Он начал ловко спускаться по лестнице. Но задержался, и за краем крыши показалась его голова:
— Кстати, зовут меня Александр Васильевич,— сказала голова Трепутнева и пропала.
Я увидел, как он выскочил на площадку и быстро пошел к зеркалам — гелиостатам. Исчез за одним из них, появился оттуда вместе с каким-то парнем, и они скрылись за вторым гелиостатом, который тут же начал разворачиваться. На белом экране зажглось второе пятно, затем пятна совместились и запылали еще ярче. А Трепутнев уже бежал к экрану. Там, в кабине под экраном, появились люди. Оттуда донесся треск печатающей машинки. Снова я увидел Трепутнева. Он мчался с фотоаппаратом в руках к гелиостатам. Встал на колени за одним из них и быстро начал фотографировать пятно на экране.
— Здравствуйте! — На крышу влезал молодой бородатый парень. — Здравствуйте,— повторил он, подойдя ко мне. — Меня Володей зовут. Володя Сычук. Меня Трепутнев послал. Сказал, чтобы я вам немного о нашей работе рассказал,— и он широко улыбнулся.

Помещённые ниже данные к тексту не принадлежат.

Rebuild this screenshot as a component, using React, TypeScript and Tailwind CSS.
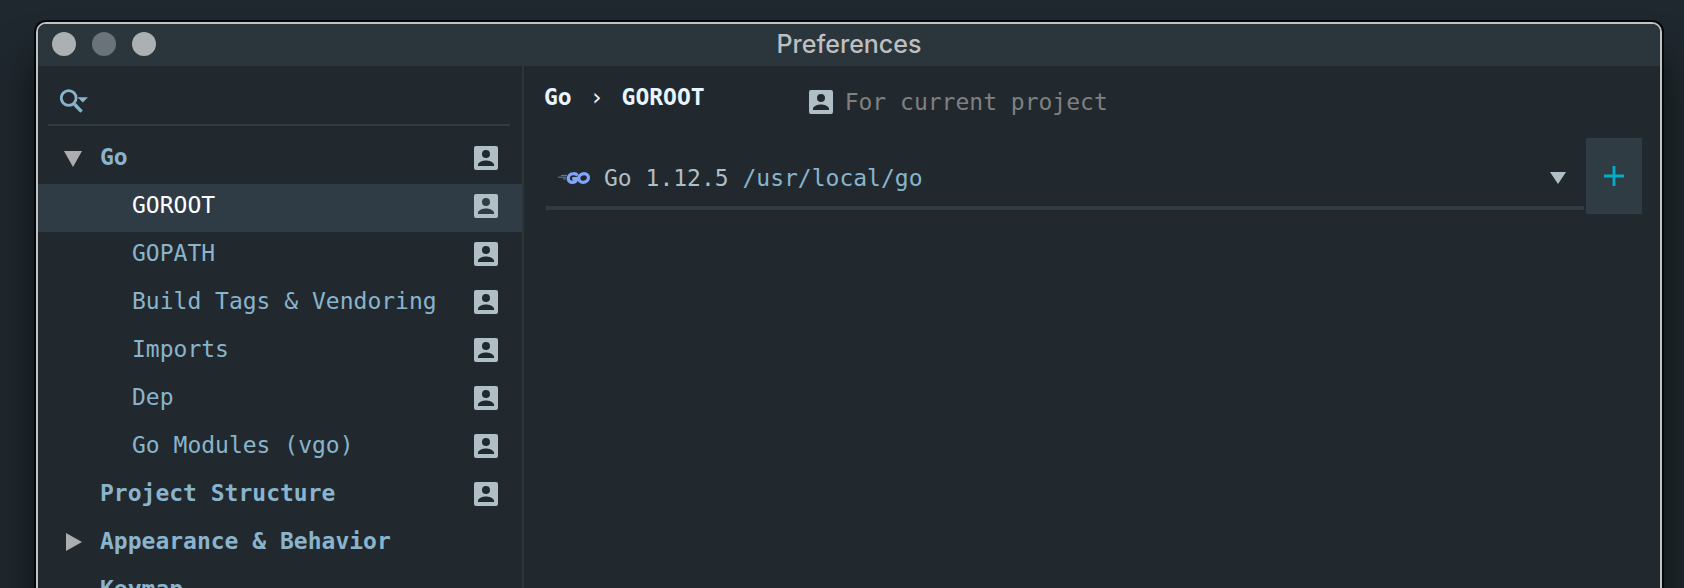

Володя подвел меня к краю крыши, присел на перила и, глядя вниз, на площадку, начал объяснять:
— Видите пятно на экране? Это отраженный солнечный поток. На экране установлены чувствительные фотодатчики, которые измеряют плотность солнечной энергии в этом потоке. По этим данным мы судим об оптических свойствах гелиостатов. Нам важно понять, как они отражают солнце на разных расстояниях. Ведь чем дальше стоит гелиостат, тем слабее отраженный световой поток. Часть его рассеивается, часть поглощается стеклом, имеет значение и запыленность зеркала... В прошлом году мы выяснили, что КПД зеркала меньше предполагаемого. По предварительным расчетам, солнечный поток должен был терять двадцать процентов своей силы, на практике оказалось — все сорок! А если это так, мы можем не выйти на расчетную мощность солнечной станции. Возможно, ошиблись в расчетах?